After implementing the proposed extension to the LPV model structure, the wind disturbance input is properly handled with negligible error compared to the nonlinear model. The final evaluation is based on the root mean square error (RMSE) of the simulated vehicle speed, allowing a numerical comparison between the extended LPV and the nonlinear model. RMSE provides a single number that summarizes how far, on average, model predictions are from actual values, making it an intuitive indicator of accuracy. RMSE is computed at each simulation step, with the final value reported in

Table 2. RMSE values of vehicle speed of simulation output.

Parameters	Without Wind Extension	With Wind Extension
Constant Wind	2.3390	0.0205
Real Wind Pattern	0.3015	0.0044
Sine Wind Pattern	0.2561	0.0055

.

The constant headwind causes a continuous deviation in vehicle speed, resulting in the highest RMSE value among the tested cases. In contrast, the other signals involve periodically changing wind directions, which lead to lower RMSE values. This difference is clearly visible in Figure 2.

In real-time vehicle control, direct measurement of wind disturbance is highly challenging and, once the model sufficiently accounts for its effects, it becomes unnecessary. After formulating the proposed LPV model, a Kalman filter can be employed to estimate wind disturbance from the observable system states.

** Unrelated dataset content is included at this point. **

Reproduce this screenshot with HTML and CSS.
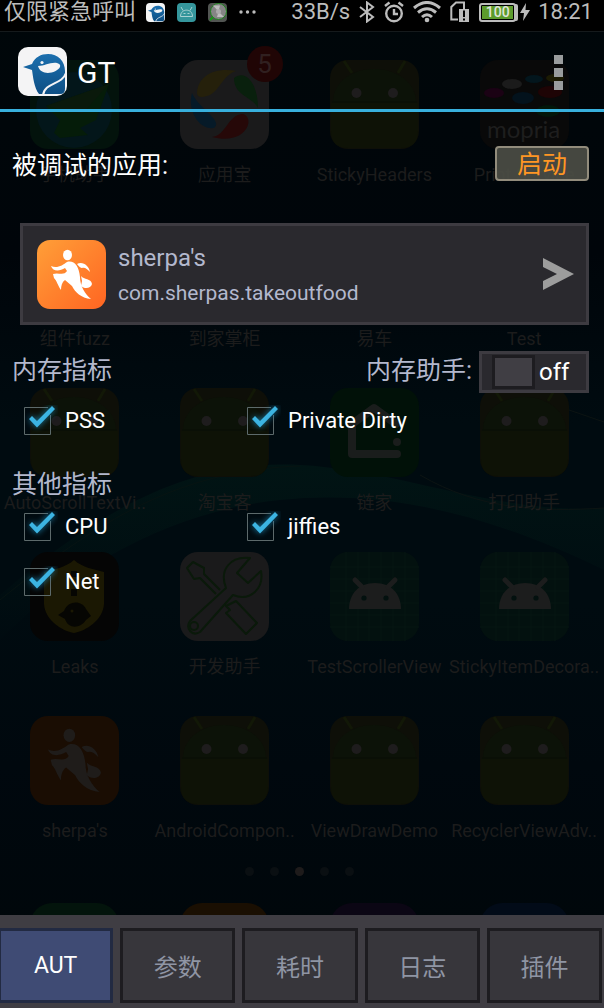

Building on these estimates, advanced control methods can be designed to compensate for the disturbance while ensuring compliance with previously optimized driving strategies. Such control frameworks are particularly well suited for fixed-route autonomous transportation, for example, in urban delivery shuttles, but they also hold potential for broader applications in conventional urban vehicles. The future work will focus on extending the simulations with real test-field measurements on full-vehicle applications. Prior to this, hardware implementation will be required, including the finalization of real-time control integration within the vehicle control unit.